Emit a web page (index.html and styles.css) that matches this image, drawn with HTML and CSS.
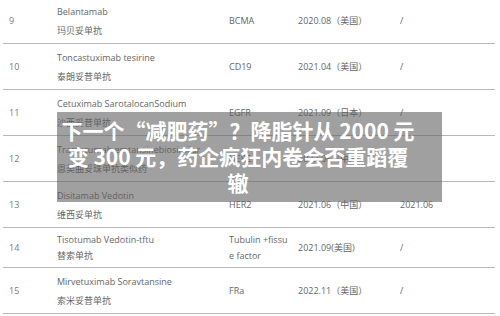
FILE: index.html
```html
<!DOCTYPE html>
<html lang="zh-CN">
<head>
<meta charset="utf-8">
<title>ADC 药物列表</title>
<link rel="stylesheet" href="styles.css">
</head>
<body>
<div class="page">
  <table class="drugs">
    <colgroup>
      <col class="c-num"><col class="c-name"><col class="c-target"><col class="c-date"><col class="c-cn">
    </colgroup>
    <tbody>
      <tr>
        <td class="num">9</td>
        <td><p>Belantamab</p><p>玛贝妥单抗</p></td>
        <td>BCMA</td>
        <td>2020.08（美国）</td>
        <td>/</td>
      </tr>
      <tr>
        <td class="num">10</td>
        <td><p>Toncastuximab tesirine</p><p>泰朗妥昔单抗</p></td>
        <td>CD19</td>
        <td>2021.04（美国）</td>
        <td>/</td>
      </tr>
      <tr>
        <td class="num">11</td>
        <td><p>Cetuximab SarotalocanSodium</p><p>沙西妥昔单抗</p></td>
        <td>EGFR</td>
        <td>2021.09（日本）</td>
        <td>/</td>
      </tr>
      <tr>
        <td class="num">12</td>
        <td><p>Trastuzumab emtansinebiosimilar</p><p>恩美曲妥珠单抗类似药</p></td>
        <td>HER2</td>
        <td>2023.06（中国）</td>
        <td></td>
      </tr>
      <tr>
        <td class="num">13</td>
        <td><p>Disitamab Vedotin</p><p>维西妥单抗</p></td>
        <td>HER2</td>
        <td>2021.06（中国）</td>
        <td>2021.06</td>
      </tr>
      <tr class="tight">
        <td class="num">14</td>
        <td><p>Tisotumab Vedotin-tftu</p><p>替索单抗</p></td>
        <td class="wrap">Tubulin +fissue factor</td>
        <td>2021.09(美国)</td>
        <td>/</td>
      </tr>
      <tr>
        <td class="num">15</td>
        <td><p>Mirvetuximab Soravtansine</p><p>索米妥昔单抗</p></td>
        <td>FRa</td>
        <td>2022.11（美国）</td>
        <td>/</td>
      </tr>
    </tbody>
  </table>
  <div class="headline">下一个“减肥药”？降脂针从 2000 元变 300 元，药企疯狂内卷会否重蹈覆辙</div>
</div>
</body>
</html>
```
FILE: styles.css
```css
* { box-sizing: border-box; }

html, body {
  margin: 0;
  padding: 0;
  background: #ffffff;
  overflow: hidden;
}

.page {
  position: relative;
  margin: -2px 0 0 3px;
  width: 492px;
}

.drugs {
  width: 492px;
  border-collapse: collapse;
  table-layout: fixed;
  font-family: "Open Sans", "Noto Sans CJK SC", sans-serif;
  font-size: 9px;
  color: #666666;
}

.c-num { width: 48px; }
.c-name { width: 172px; }
.c-target { width: 69px; }
.c-date { width: 102px; }
.c-cn { width: 101px; }

.drugs td {
  padding: 4px 6px 3px;
  border-bottom: 1px solid #b9b9b9;
  vertical-align: middle;
  line-height: 16px;
  white-space: nowrap;
}

.drugs td.num { color: #7a7a7a; }

.drugs td p {
  margin: 0;
  line-height: 19px;
}

.drugs tr.tight td p { line-height: 16px; }

.drugs td.wrap {
  padding-right: 2px;
  white-space: normal;
  word-break: break-all;
}

.headline {
  position: absolute;
  left: 54px;
  top: 114px;
  width: 385px;
  height: 90px;
  padding: 5px 27px 7px 4px;
  background: rgba(96, 96, 96, 0.6);
  color: #ffffff;
  font-family: "Noto Sans CJK SC", "Noto Sans", sans-serif;
  font-weight: 700;
  font-size: 21px;
  line-height: 26px;
  text-align: center;
}
```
--------------------------------
### Written request
Select every line in the material above where the string "page" occurs, and copy it.

### Solution for this problem
Emit a web page (index.html and styles.css) that matches this image, drawn with HTML and CSS.
<div class="page">
.page {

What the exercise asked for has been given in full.